Di antara hadis yang menetapkan kekekalan surga dan neraka adalah hadits shahih, termasuk di dalamnya tentang "penyembelihan" (diakhirinya) kematian
Dari Ibnu Umar berkata, Rosulullah shallallahu alaihi wasallam bersabda: "Ketika ahli surga telah masuk ke dalam surga dan ahli neraka telah masuk ke dalam neraka, didatangkanlah al-maut (kematian) sampai tempat di antara surga dan neraka, kemudian disembelih. Lalu akan memanggil seorang penyeru: "Wahai penduduk surga, tidak ada (lagj) kematian. Wahai penduduk neraka, tidak ada (lagi) kematian.Maka penduduk surga bertambah gembira di atas kegembiraan mereka, dan penduduk neraka bertambah sedih di atas kesedihan mereka." (HR. Bukhari).

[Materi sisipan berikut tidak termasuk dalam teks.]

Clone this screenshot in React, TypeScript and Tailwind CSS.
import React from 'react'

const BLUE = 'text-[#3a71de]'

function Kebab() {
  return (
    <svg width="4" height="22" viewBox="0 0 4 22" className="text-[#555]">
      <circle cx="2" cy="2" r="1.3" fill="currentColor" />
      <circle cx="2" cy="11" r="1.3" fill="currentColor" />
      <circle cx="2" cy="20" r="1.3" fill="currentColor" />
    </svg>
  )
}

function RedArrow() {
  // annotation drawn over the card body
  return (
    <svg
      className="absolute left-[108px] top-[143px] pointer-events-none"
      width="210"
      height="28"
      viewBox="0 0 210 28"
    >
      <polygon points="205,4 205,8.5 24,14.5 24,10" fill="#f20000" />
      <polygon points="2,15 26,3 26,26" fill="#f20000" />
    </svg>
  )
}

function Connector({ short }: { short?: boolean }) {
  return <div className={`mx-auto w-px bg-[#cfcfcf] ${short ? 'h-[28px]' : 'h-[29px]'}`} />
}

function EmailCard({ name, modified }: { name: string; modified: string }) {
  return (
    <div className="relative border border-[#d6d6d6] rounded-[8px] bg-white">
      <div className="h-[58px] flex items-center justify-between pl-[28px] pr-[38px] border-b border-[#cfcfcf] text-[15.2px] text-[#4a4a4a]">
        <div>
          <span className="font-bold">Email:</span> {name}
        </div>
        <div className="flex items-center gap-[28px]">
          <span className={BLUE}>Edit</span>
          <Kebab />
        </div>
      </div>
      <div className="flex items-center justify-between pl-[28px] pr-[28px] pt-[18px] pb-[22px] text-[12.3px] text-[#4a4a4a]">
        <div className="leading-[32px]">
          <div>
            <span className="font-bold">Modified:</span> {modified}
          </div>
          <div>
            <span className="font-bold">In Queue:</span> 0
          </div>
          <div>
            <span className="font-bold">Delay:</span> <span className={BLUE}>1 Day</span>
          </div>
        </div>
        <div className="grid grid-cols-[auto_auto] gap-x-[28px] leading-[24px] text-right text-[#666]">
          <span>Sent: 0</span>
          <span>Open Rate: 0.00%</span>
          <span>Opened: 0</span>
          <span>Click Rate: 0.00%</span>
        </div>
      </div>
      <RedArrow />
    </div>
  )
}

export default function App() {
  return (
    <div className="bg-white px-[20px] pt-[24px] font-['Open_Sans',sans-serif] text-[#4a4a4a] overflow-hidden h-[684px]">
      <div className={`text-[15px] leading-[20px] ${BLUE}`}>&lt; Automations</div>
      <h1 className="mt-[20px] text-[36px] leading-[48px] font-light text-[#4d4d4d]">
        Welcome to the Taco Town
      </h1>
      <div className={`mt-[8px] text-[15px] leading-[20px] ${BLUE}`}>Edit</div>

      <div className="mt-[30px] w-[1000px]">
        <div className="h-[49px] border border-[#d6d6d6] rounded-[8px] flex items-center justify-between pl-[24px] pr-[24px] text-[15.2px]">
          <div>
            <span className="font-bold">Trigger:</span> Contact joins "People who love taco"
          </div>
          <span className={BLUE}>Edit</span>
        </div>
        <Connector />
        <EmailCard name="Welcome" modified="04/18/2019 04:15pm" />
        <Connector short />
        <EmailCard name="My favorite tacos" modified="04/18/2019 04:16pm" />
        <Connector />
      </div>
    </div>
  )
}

Dengan demikian menjadi jelas bahwa ada perbedaan antara kekalnya Allah dengan kekalnya surga dan neraka. Kekalnya Allah bersifat dzatiyah dan hukumnya wajib (pasti), baik dari segi aqal ataupun agama (syara’) serta tidak ada permulaannya, sedangkan kekalnya surga dan neraka itu tidak bersifat dzatiyah namun karena dikehendaki oleh Allah dan juga wajib dari segi syara’ saja, tidak dari segi akal, serta keduanya ada permulaanya.

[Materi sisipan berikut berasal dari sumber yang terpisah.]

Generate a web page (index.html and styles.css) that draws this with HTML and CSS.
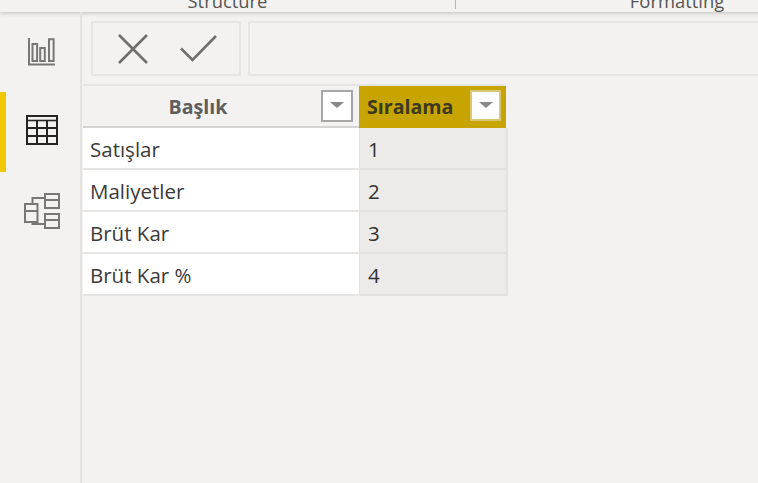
FILE: index.html
```html
<!DOCTYPE html>
<html lang="tr">
<head>
<meta charset="utf-8">
<title>Tablo</title>
<link rel="stylesheet" href="styles.css">
</head>
<body>
<div class="app">
  <header class="ribbon">
    <div class="group group-structure"><span class="group-label">Structure</span></div>
    <div class="ribbon-divider"></div>
    <div class="group group-formatting"><span class="group-label">Formatting</span></div>
  </header>
  <div class="main">
    <nav class="rail">
      <div class="rail-item rail-report">
        <svg width="28" height="28" viewBox="0 0 28 28" fill="none" stroke="#777" stroke-width="2"><path d="M1 0v26.5h26"/><rect x="4.5" y="6" width="4.6" height="17"/><rect x="12.2" y="10" width="4.6" height="13"/><rect x="21" y="1.2" width="4.6" height="21.8"/></svg>
      </div>
      <div class="rail-item rail-active">
        <svg width="32" height="30" viewBox="0 0 32 30" fill="none" stroke="#252423" stroke-width="2"><rect x="1" y="1" width="30" height="28"/><path d="M1 5.5h30" stroke-width="1.6"/><path d="M1 13h30M1 21h30M11 5.5V29M21 5.5V29"/></svg>
      </div>
      <div class="rail-item rail-model">
        <svg width="36" height="36" viewBox="0 0 36 36" fill="none" stroke="#777" stroke-width="2"><rect x="1" y="11" width="12.5" height="18"/><path d="M1 18h12.5"/><rect x="21" y="1" width="14" height="14"/><path d="M21 7h14"/><rect x="21" y="21" width="14" height="14"/><path d="M21 27h14"/><path d="M8.5 11V5H21M8.5 29v2H21"/></svg>
      </div>
    </nav>
    <section class="content">
      <div class="formula-bar">
        <div class="formula-actions">
          <svg width="30" height="30" viewBox="0 0 30 30" fill="none" stroke="#6f6f6f" stroke-width="2.6"><path d="M1 1l28 28M29 1L1 29"/></svg>
          <svg width="37" height="27" viewBox="0 0 37 27" fill="none" stroke="#6f6f6f" stroke-width="2.6"><path d="M1 13.5l11.5 11.5L36 1"/></svg>
        </div>
        <div class="formula-input"></div>
      </div>
      <div class="table">
        <div class="cell head head-plain">
          <span class="head-label">Başlık</span>
          <span class="filter"><i class="caret"></i></span>
        </div>
        <div class="cell head head-selected">
          <span class="head-label">Sıralama</span>
          <span class="filter"><i class="caret"></i></span>
        </div>
        <div class="cell name">Satışlar</div><div class="cell value">1</div>
        <div class="cell name">Maliyetler</div><div class="cell value">2</div>
        <div class="cell name">Brüt Kar</div><div class="cell value">3</div>
        <div class="cell name">Brüt Kar %</div><div class="cell value">4</div>
      </div>
    </section>
  </div>
</div>
</body>
</html>
```
FILE: styles.css
```css
* { box-sizing: border-box; }
html, body { margin: 0; height: 100%; }
body {
  background: #f3f2f1;
  font-family: "Open Sans", "Noto Sans", sans-serif;
  color: #323130;
  overflow: hidden;
}
.app { width: 758px; height: 483px; display: flex; flex-direction: column; overflow: hidden; }
.ribbon {
  height: 12px;
  flex: none;
  display: flex;
  width: 900px;
  background: #f3f2f1;
  box-shadow: 0 1px 4px rgba(0,0,0,.22);
}
.group { height: 12px; display: flex; justify-content: center; align-items: flex-end; }
.group-structure { width: 455px; }
.ribbon-divider { width: 1px; height: 9px; background: #b5b5b5; flex: none; }
.group-formatting { width: 442px; }
.group-label { font-size: 18.4px; line-height: 18px; color: #555; flex: none; margin-bottom: 2px; }
.main { flex: 1; display: flex; min-height: 0; }
.rail {
  width: 82px;
  flex: none;
  border-right: 2px solid #e3e2e1;
  display: flex;
  flex-direction: column;
}
.rail-item { height: 80px; display: flex; align-items: center; justify-content: center; padding-left: 3px; }
.rail-active { box-shadow: inset 6px 0 0 #f0c800; padding-bottom: 4px; }
.rail-model { padding-bottom: 2px; padding-left: 4px; }
.content { flex: 1; min-width: 0; display: flex; flex-direction: column; }
.formula-bar { display: flex; gap: 7px; height: 55px; padding-left: 9px; margin-top: 9px; flex: none; }
.formula-actions {
  width: 150px;
  border: 2px solid #e6e5e4;
  border-radius: 2px;
  display: flex;
  align-items: center;
  gap: 32px;
  padding-left: 25px;
}
.formula-input { flex: 1; border: 2px solid #e6e5e4; border-right: none; border-radius: 2px 0 0 2px; }
.table {
  margin-top: 8px;
  display: grid;
  grid-template-columns: 276px 149px;
  grid-template-rows: 44px repeat(4, 42px);
  width: 425px;
  margin-left: 1px;
}
.cell { display: flex; align-items: center; font-size: 20.5px; padding-left: 7px; }
.head {
  background: #f3f2f1;
  border-top: 2px solid #e6e5e4;
  border-bottom: 2px solid #d4d3d2;
  position: relative;
  font-size: 19.6px;
  font-weight: 700;
  color: #605e5c;
}
.head-plain { justify-content: center; padding-left: 0; padding-right: 46px; }
.head .filter { position: absolute; right: 6px; top: 4px; }
.filter {
  width: 32px;
  height: 32px;
  background: #fff;
  border: 2px solid #a6a6a6;
  display: flex;
  justify-content: center;
  padding-top: 10px;
}
.caret {
  display: block;
  width: 0;
  height: 0;
  border-left: 7px solid transparent;
  border-right: 7px solid transparent;
  border-top: 6px solid #8a8886;
}
.head-selected {
  background: #c8a400;
  color: #3b3a20;
  justify-content: flex-start;
  padding-left: 8px;
  border-bottom-color: #c8a400;
  border-top-color: #e6e5e4;
  margin-right: 2px;
}
.head-selected .filter { right: 5px; top: 4px; border-color: #d9c873; width: 31px; height: 31px; }
.name {
  background: #fff;
  color: #3b3a39;
  border-bottom: 2px solid #e6e5e4;
  padding-top: 1px;
}
.value {
  background: #edebe9;
  border-bottom: 2px solid #e3e2e1;
  border-right: 2px solid #e3e2e1;
  border-left: 1px solid #e3e2e1;
  padding-left: 8px;
  padding-top: 1px;
}
```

Keyakinan ini bahkan merupakan kesepakatan (ijmak) para ulama Ahlissunnah wal Jamaah sebagaimana dinyatakan oleh Syekh Abdul Qahir al-Bahghdady dalam Al-Farqu Baynal Firaq sebagai berikut:
“Ahlussunnah juga sepakat tentang kemungkinan kemusnahan keseluruhan alam semesta, ditinjau dari segi qudrah Allah dan segi kemungkinan secara akal. Namun, mereka (Ahlussunnah wal Jama’ah) berpendapat tentang keabadian surga, dan keabadian neraka dan siksanya itu dari segi agama (syara’).